(BRIEF) Every line with the string "components" should be gathered.

******************************

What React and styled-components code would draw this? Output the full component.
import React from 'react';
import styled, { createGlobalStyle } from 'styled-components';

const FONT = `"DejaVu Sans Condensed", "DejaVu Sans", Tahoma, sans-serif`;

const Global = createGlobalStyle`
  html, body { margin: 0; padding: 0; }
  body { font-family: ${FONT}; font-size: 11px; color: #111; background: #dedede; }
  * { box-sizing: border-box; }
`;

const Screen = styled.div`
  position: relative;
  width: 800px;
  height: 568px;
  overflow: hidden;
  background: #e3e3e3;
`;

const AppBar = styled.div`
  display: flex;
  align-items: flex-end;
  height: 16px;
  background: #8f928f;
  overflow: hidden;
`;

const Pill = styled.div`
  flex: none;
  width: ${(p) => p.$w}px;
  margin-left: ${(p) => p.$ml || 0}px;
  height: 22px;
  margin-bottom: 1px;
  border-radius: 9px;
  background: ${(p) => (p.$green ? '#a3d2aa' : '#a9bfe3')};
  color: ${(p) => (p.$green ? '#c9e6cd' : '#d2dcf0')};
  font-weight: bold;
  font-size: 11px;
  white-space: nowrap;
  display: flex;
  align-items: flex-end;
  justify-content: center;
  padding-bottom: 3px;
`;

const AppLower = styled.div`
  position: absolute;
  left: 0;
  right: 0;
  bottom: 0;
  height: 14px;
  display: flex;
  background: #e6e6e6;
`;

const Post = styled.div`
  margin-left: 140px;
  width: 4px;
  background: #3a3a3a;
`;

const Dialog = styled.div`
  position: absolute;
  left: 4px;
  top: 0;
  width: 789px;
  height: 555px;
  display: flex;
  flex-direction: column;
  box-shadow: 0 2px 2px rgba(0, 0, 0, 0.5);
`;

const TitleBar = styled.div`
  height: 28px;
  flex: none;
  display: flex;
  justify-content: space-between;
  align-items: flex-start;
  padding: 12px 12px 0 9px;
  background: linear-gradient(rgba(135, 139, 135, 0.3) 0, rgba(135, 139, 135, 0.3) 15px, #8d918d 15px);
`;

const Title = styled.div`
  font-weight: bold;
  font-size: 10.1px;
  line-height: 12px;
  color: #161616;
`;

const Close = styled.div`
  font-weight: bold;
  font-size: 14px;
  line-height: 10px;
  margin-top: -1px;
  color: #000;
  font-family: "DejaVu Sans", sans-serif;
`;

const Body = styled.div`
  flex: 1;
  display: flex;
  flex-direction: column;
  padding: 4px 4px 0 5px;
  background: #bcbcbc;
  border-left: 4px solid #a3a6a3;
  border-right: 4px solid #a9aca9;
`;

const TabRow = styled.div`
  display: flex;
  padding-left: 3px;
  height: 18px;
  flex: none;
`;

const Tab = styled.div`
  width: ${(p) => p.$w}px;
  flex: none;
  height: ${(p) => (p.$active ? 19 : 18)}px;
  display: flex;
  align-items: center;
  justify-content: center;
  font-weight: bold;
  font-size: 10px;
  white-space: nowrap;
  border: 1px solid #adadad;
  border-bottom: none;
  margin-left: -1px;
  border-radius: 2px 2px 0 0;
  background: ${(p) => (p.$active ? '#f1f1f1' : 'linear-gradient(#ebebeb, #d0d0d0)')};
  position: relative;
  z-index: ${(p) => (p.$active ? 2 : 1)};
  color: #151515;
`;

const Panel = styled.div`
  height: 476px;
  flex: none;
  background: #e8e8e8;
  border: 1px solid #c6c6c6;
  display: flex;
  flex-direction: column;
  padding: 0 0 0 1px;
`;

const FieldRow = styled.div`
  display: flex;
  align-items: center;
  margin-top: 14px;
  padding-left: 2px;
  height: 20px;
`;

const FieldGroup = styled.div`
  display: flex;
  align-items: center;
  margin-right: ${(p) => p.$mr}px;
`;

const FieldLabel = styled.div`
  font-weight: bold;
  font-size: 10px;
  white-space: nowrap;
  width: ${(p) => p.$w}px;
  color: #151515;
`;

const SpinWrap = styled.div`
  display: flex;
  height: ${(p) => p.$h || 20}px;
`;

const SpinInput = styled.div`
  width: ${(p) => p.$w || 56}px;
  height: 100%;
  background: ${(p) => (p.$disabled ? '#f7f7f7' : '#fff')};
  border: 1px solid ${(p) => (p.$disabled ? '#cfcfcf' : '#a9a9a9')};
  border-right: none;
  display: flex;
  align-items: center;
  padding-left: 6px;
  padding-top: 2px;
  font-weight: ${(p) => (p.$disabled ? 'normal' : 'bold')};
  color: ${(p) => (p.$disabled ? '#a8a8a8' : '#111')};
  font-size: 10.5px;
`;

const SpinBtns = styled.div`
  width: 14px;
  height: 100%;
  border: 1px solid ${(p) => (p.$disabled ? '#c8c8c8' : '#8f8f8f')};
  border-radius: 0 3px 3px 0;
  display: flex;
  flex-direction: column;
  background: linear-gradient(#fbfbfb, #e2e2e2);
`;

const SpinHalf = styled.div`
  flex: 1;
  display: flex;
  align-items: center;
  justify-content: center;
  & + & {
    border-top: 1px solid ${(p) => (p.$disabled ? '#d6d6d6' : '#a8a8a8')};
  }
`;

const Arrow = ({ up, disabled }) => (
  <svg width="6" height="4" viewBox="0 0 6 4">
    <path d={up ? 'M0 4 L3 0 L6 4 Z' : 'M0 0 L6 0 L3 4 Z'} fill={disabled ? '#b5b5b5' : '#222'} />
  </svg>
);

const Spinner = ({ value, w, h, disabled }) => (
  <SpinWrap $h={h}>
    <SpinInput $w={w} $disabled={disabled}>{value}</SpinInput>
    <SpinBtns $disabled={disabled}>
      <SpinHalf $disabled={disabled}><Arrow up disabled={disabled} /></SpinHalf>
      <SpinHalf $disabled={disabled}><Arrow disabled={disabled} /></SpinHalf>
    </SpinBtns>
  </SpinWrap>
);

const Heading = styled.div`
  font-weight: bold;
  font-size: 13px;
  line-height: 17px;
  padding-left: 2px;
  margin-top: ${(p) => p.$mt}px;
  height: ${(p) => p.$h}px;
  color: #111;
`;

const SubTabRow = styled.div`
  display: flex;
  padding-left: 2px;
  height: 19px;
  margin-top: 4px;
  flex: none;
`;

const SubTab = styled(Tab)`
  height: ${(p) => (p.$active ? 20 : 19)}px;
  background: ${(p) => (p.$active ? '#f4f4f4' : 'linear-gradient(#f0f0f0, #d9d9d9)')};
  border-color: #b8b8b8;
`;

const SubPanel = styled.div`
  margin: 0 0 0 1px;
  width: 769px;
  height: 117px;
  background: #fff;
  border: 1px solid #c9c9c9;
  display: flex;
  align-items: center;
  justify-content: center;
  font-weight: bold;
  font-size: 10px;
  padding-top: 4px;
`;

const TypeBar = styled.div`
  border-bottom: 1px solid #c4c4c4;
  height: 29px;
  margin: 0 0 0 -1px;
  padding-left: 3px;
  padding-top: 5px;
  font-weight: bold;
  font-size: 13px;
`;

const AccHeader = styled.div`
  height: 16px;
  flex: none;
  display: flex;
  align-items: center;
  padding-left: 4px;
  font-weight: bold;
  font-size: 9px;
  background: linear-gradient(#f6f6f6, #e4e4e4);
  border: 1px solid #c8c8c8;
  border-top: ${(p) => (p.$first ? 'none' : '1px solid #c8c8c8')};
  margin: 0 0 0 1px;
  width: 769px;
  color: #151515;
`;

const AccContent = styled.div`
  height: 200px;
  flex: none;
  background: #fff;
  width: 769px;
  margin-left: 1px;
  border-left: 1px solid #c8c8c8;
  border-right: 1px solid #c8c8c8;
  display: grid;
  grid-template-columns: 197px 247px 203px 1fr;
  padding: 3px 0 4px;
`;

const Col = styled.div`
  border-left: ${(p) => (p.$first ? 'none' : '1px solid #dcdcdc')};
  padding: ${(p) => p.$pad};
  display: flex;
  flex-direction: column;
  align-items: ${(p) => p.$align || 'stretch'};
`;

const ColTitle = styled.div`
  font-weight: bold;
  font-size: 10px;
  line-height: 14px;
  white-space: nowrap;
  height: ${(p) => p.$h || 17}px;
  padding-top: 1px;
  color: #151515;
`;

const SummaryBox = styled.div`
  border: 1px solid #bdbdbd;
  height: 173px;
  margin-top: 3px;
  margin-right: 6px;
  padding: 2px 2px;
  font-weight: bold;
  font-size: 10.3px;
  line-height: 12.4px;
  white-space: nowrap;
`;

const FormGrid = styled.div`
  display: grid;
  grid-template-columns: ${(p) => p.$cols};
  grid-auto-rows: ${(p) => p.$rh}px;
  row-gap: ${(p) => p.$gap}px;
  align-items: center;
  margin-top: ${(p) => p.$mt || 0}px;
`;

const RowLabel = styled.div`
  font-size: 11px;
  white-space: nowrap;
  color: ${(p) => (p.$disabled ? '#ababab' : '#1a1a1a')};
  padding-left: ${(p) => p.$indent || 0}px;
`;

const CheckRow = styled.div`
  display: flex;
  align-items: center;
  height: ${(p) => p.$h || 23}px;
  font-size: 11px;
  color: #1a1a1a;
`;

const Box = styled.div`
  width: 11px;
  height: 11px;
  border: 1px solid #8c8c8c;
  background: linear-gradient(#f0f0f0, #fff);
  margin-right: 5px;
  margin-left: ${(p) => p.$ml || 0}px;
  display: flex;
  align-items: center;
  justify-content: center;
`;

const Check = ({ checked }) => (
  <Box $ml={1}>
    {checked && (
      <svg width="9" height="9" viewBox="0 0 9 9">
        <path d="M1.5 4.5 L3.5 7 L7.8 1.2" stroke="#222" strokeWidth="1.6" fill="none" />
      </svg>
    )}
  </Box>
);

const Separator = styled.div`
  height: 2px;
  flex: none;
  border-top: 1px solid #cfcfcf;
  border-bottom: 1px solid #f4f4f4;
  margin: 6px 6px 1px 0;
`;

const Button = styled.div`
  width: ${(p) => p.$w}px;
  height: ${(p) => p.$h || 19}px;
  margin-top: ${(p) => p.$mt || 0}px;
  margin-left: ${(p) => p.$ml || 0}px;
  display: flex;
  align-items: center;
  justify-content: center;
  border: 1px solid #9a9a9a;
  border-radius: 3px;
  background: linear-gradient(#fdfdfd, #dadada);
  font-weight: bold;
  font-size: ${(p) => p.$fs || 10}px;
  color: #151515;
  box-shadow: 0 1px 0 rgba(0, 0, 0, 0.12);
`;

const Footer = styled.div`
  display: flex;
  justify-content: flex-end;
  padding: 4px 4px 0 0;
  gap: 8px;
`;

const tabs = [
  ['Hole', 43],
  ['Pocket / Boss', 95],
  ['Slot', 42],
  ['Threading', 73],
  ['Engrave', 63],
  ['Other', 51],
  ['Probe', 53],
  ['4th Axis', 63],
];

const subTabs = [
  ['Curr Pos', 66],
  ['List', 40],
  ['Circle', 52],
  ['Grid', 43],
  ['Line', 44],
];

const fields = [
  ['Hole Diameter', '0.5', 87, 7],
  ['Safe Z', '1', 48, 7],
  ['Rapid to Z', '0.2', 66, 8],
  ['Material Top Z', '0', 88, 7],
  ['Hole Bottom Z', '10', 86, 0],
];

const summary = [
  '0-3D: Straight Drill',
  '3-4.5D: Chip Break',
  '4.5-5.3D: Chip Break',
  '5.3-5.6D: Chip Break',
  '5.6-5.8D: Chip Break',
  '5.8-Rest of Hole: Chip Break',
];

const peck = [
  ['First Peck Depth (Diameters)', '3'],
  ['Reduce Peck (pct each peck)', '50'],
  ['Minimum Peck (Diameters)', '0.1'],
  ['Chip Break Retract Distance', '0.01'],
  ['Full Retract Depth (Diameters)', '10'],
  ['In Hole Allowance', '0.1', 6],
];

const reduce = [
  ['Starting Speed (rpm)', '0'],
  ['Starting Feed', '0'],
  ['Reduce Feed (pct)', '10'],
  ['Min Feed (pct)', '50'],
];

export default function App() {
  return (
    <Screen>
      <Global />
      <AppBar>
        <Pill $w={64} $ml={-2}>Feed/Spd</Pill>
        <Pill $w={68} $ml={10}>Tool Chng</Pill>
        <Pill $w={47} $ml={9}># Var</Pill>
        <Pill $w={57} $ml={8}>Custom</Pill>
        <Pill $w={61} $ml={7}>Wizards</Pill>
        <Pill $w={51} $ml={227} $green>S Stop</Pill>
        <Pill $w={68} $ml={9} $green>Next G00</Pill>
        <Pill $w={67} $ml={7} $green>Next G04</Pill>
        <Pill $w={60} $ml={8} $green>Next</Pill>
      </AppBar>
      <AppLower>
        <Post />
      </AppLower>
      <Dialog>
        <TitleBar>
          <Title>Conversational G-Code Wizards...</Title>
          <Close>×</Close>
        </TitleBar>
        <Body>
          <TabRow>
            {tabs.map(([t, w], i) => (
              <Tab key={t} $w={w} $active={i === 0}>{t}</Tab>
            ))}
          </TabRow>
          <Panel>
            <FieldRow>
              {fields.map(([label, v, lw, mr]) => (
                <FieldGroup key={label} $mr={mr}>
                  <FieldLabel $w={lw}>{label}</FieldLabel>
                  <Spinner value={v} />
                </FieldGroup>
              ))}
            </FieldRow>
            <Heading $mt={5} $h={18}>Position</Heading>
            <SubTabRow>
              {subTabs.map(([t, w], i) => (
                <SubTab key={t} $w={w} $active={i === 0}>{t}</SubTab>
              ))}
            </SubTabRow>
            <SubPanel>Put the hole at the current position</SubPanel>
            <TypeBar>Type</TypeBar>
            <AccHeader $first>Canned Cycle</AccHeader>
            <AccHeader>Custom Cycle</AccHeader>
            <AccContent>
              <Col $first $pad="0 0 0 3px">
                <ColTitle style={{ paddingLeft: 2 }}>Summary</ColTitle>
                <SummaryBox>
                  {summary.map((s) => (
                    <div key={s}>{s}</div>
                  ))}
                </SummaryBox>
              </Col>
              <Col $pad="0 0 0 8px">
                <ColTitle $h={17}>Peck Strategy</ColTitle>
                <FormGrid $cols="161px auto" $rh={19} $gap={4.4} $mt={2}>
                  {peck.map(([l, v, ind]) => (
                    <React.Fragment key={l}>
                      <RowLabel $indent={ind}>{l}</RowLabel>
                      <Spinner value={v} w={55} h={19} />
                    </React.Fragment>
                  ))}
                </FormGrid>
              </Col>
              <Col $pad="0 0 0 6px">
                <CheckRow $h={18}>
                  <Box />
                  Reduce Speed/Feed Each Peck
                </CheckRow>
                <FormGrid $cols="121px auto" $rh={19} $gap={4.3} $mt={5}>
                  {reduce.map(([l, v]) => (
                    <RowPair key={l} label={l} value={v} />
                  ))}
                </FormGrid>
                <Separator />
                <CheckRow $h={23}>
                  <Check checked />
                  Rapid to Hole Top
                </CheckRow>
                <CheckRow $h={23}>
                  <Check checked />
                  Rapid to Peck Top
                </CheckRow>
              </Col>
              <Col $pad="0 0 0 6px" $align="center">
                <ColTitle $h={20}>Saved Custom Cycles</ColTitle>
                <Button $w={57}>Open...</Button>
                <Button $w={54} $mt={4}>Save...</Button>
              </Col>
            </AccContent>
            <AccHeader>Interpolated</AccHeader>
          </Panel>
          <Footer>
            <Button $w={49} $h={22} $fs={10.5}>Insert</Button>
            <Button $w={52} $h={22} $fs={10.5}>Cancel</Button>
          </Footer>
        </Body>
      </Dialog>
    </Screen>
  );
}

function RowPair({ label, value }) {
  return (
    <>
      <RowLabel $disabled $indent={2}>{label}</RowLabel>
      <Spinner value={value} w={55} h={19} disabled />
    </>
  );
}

******************************

(RESULT OF THIS EXERCISE)
What React and styled-components code would draw this? Output the full component.
import styled, { createGlobalStyle } from 'styled-components';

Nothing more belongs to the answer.